Almost nothing about Red Cliff feels like the John Woo of the last 10 years, which is a compliment. The action is wonderfully directed, and the film has as much restraint as you can expect from an epic of this sort; the wire-fu is minimal, and the histrionics are kept to a minimum (even the scene involving Woo’s trademark dove makes sense). I actually look forward to seeing the full version of the film, as I suspect many of my complaints of underdeveloped characters and plotlines will fall by the wayside. But, if you don’t have nearly 5 hours to spare, I can easily recommend this version to any devotees of Asian cinema, fans of the “epic” film and long-suffering Woo fans who’ve been waiting for him to return to form.
The DVD is far from packed with special features, but the “Making of an Epic” feature is actually a pretty clear-eyed view of the problems the filmmakers faced. It’s only 28 minutes, but it shows what a toll the rainy season took on the production and how demanding Woo was on his crew and actors. One crew member recounts a nightmare he had of being forced to work on another film with all the same sets and Woo, which illustrates just how difficult the production was on its crew. Woo doesn’t speak much, but he seems to understand how difficult it was and expresses a lot of gratitude for everyone’s efforts.

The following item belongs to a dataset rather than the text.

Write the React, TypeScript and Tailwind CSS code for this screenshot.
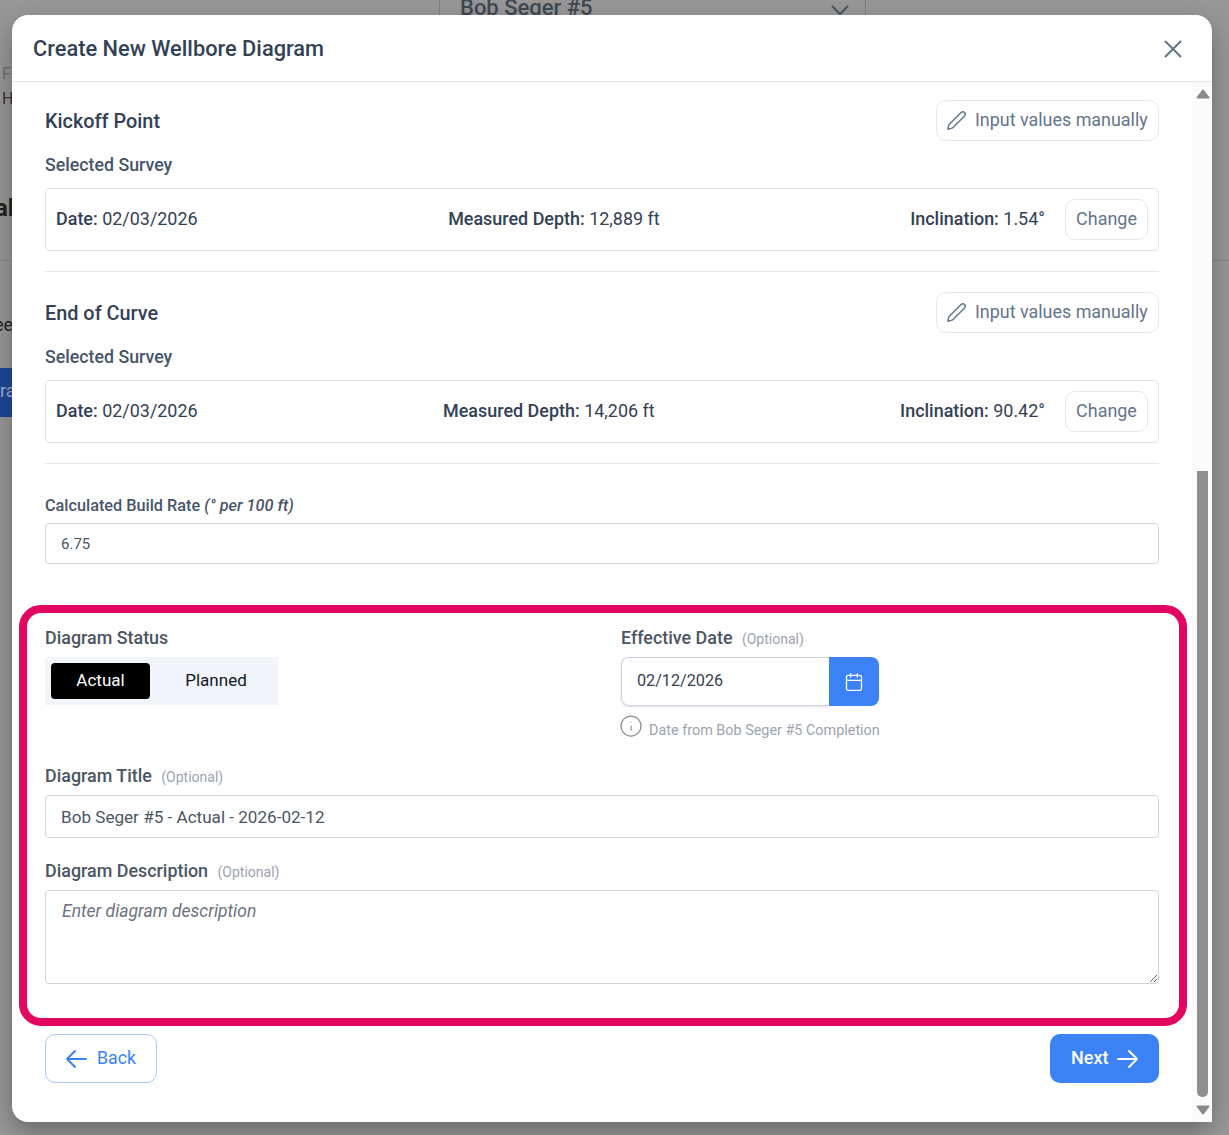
import React from "react";
import { Pen, Calendar, Info } from "lucide-react";

function SurveySection({ title, depth, inc }: { title: string; depth: string; inc: string }) {
  return (
    <section className="border-b border-[#e2e8f0] pb-5 mb-5">
      <div className="flex items-center justify-between h-[41px]">
        <h3 className="text-[19.85px] pt-[2px] font-medium text-[#334155]">{title}</h3>
        <button className="flex items-center h-[41px] w-[223px] pl-[9px] gap-[8px] rounded-[10px] border border-[#e2e8f0] text-[17.92px] text-[#64748b]">
          <Pen size={21} strokeWidth={1.6} />
          <span>Input values manually</span>
        </button>
      </div>
      <div className="mt-[13px] h-[23px] text-[17.75px] leading-[23px] font-medium text-[#475569]">Selected Survey</div>
      <div className="mt-[11px] h-[63px] flex items-center justify-between px-[10px] rounded border border-[#dfe3e8] text-[17.95px] text-[#334155]">
        <div><b className="font-medium">Date:</b> 02/03/2026</div>
        <div><b className="font-medium">Measured Depth:</b> {depth}</div>
        <div className="flex items-center gap-5">
          <div><b className="font-medium">Inclination:</b> {inc}</div>
          <button className="h-[41px] w-[83px] rounded-[10px] border border-[#e2e8f0] text-[#64748b] shrink-0">Change</button>
        </div>
      </div>
    </section>
  );
}

export default function App() {
  return (
    <div className="relative h-[1135px] w-full overflow-hidden bg-[#979797] font-['Roboto',sans-serif]">
      {/* page behind the dialog */}
      <div className="absolute left-[439px] top-[-7px] w-[427px] h-[30px] border-x border-[#7f7f7f] pl-5 text-[22px] leading-[30px] font-medium text-[#3f4853]">Bob Seger #5</div>
      <svg className="absolute left-[830px] top-[4px]" width="20" height="12" viewBox="0 0 20 12" fill="none" stroke="#4a5560" strokeWidth="2"><path d="M2 2l8 8 8-8" /></svg>
      <div className="absolute left-[2px] top-[62px] text-[16px] text-[#6b6b6b]">F</div>
      <div className="absolute left-[2px] top-[87px] text-[16px] text-[#333]">H</div>
      <div className="absolute left-[-5px] top-[190px] text-[24px] font-bold text-[#222]">al</div>
      <div className="absolute left-0 top-[260px] h-px w-full bg-[#858585]" />
      <div className="absolute left-[-6px] top-[311px] text-[18px] text-[#222]">ee</div>
      <div className="absolute left-0 top-[368px] h-[49px] w-[20px] bg-[#1f4796] text-[18px] leading-[46px] text-[#9fb0d0]">ra</div>

      {/* dialog */}
      <div className="relative ml-3 mt-[15px] w-[1200px] h-[1107px] rounded-[16px] bg-white shadow-[0_10px_25px_rgba(0,0,0,0.3)] flex flex-col">
        <header className="flex items-center justify-between h-[67px] shrink-0 border-b border-[#e2e8f0] pl-[21px] pr-[30px]">
          <h2 className="text-[21.8px] pt-[2px] font-medium text-[#334155]">Create New Wellbore Diagram</h2>
          <svg className="mt-[2px]" width="18" height="18" viewBox="0 0 18 18" fill="none" stroke="#64748b" strokeWidth="2" strokeLinecap="round"><path d="M1.5 1.5l15 15M16.5 1.5l-15 15" /></svg>
        </header>
        <div className="flex flex-1 min-h-0">
          <main className="flex-1 min-w-0 pl-[33px] pr-[33px] pt-[18px]">
            <SurveySection title="Kickoff Point" depth="12,889 ft" inc="1.54°" />
            <SurveySection title="End of Curve" depth="14,206 ft" inc="90.42°" />

            <div className="h-[23px] leading-[23px] text-[16.25px] font-medium text-[#475569] mt-[30px]">
              Calculated Build Rate <i className="font-medium">(° per 100 ft)</i>
            </div>
            <div className="mt-[6px] h-[41px] flex items-center pl-[15px] pt-[1px] rounded border border-[#d1d5db] text-[15px] text-[#4b5563]">6.75</div>

            <div className="grid grid-cols-[576px_1fr] mt-[62px]">
              <div>
                <div className="h-[23px] leading-[23px] text-[17.9px] font-medium text-[#4b5563]">Diagram Status</div>
                <div className="mt-[8px] flex items-center w-[233px] h-[48px] px-[6px] bg-[#f1f4f9] text-[17px]">
                  <button className="w-[99px] h-[36px] rounded-[4px] bg-black text-white">Actual</button>
                  <button className="flex-1 h-[36px] pl-[10px] text-[#111827]">Planned</button>
                </div>
              </div>
              <div>
                <div className="h-[23px] leading-[23px] text-[17.9px] font-medium text-[#4b5563]">
                  Effective Date <span className="ml-[5px] text-[14px] font-normal text-[#9ca3af]">(Optional)</span>
                </div>
                <div className="mt-[8px] flex w-[258px] h-[49px]">
                  <div className="w-[208px] pb-[1px] flex items-center pl-[15px] rounded-l-[8px] border border-r-0 border-[#cbd5e1] text-[16.2px] text-[#334155] shadow-sm">02/12/2026</div>
                  <div className="w-[50px] flex items-center justify-center rounded-r-[8px] bg-[#3b82f6] text-white">
                    <Calendar size={20} strokeWidth={1.6} />
                  </div>
                </div>
                <div className="mt-[9px] h-[22px] flex items-center text-[14.4px] text-[#9ca3af]">
                  <Info size={24} strokeWidth={1.25} className="-ml-[2px] mr-[6px] text-[#8b8f96]" />
                  <span className="mt-[9px]">Date from Bob Seger #5 Completion</span>
                </div>
              </div>
            </div>

            <div className="mt-[27px] h-[23px] leading-[23px] text-[17.9px] font-medium text-[#4b5563]">
              Diagram Title <span className="ml-[5px] text-[14px] font-normal text-[#9ca3af]">(Optional)</span>
            </div>
            <div className="mt-[8px] h-[43px] flex items-center pl-[15px] pt-[3px] rounded border border-[#d1d5db] text-[17.1px] text-[#4b5563]">Bob Seger #5 - Actual - 2026-02-12</div>

            <div className="mt-[21px] h-[23px] leading-[23px] text-[17.9px] font-medium text-[#4b5563]">
              Diagram Description <span className="ml-[5px] text-[14px] font-normal text-[#9ca3af]">(Optional)</span>
            </div>
            <textarea
              readOnly
              placeholder="Enter diagram description"
              className="mt-[8px] block w-full h-[94px] px-4 py-[7px] rounded border border-[#d1d5db] text-[17.5px] italic placeholder:text-[#6b7280] outline-none"
            />

            <div className="mt-[50px] flex justify-between">
              <button className="flex items-center w-[112px] h-[49px] pl-[19px] gap-[10px] rounded-[10px] border border-[#a9c9fb] text-[17.8px] text-[#3b82f6]">
                <svg width="22" height="20" viewBox="0 0 22 20" fill="none" stroke="currentColor" strokeWidth="2" strokeLinecap="round" strokeLinejoin="round"><path d="M21 10H2M10 2l-8 8 8 8" /></svg>
                <span>Back</span>
              </button>
              <button className="flex items-center w-[109px] h-[49px] pl-[21px] gap-[9px] rounded-[10px] bg-[#3b82f6] text-[18px] font-medium text-white">
                <span className="pb-[2px]">Next</span>
                <svg width="22" height="20" viewBox="0 0 22 20" fill="none" stroke="currentColor" strokeWidth="2" strokeLinecap="round" strokeLinejoin="round"><path d="M1 10h19M12 2l8 8-8 8" /></svg>
              </button>
            </div>
          </main>
          {/* scrollbar */}
          <div className="w-[20px] shrink-0 bg-[#fbfbfb] flex flex-col items-center pt-[7px] pb-[7px] pl-[1px]">
            <svg width="14" height="10" viewBox="0 0 14 10" fill="#8a8a8a" stroke="#8a8a8a" strokeWidth="2" strokeLinejoin="round"><path d="M7 1.5L12.5 8.5H1.5z" /></svg>
            <div className="mt-[372px] w-[11px] flex-1 rounded-b-[5px] bg-[#8f8f8f]" />
            <svg className="mt-[8px]" width="14" height="10" viewBox="0 0 14 10" fill="#8a8a8a" stroke="#8a8a8a" strokeWidth="2" strokeLinejoin="round"><path d="M7 8.5L12.5 1.5H1.5z" /></svg>
          </div>
        </div>
        {/* annotation */}
        <div className="absolute left-[7px] top-[590px] w-[1168px] h-[421px] rounded-[22px] border-[8px] border-[#e30660] pointer-events-none" />
      </div>
    </div>
  );
}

“The Carrier’s Flight” feature shows what went into making an integral shot involving a dove that flies from one camp to another, giving the viewer the lay of the land. Woo says that it was the most expensive special effects shot ever, which I find hard to believe post-Avatar, but it’s an interesting, if non-essential, feature. The other feature is mostly fluff made to entice US audiences to see the film by saying how much it made in Asia (which didn’t work, since the film made less than $1 million in the US).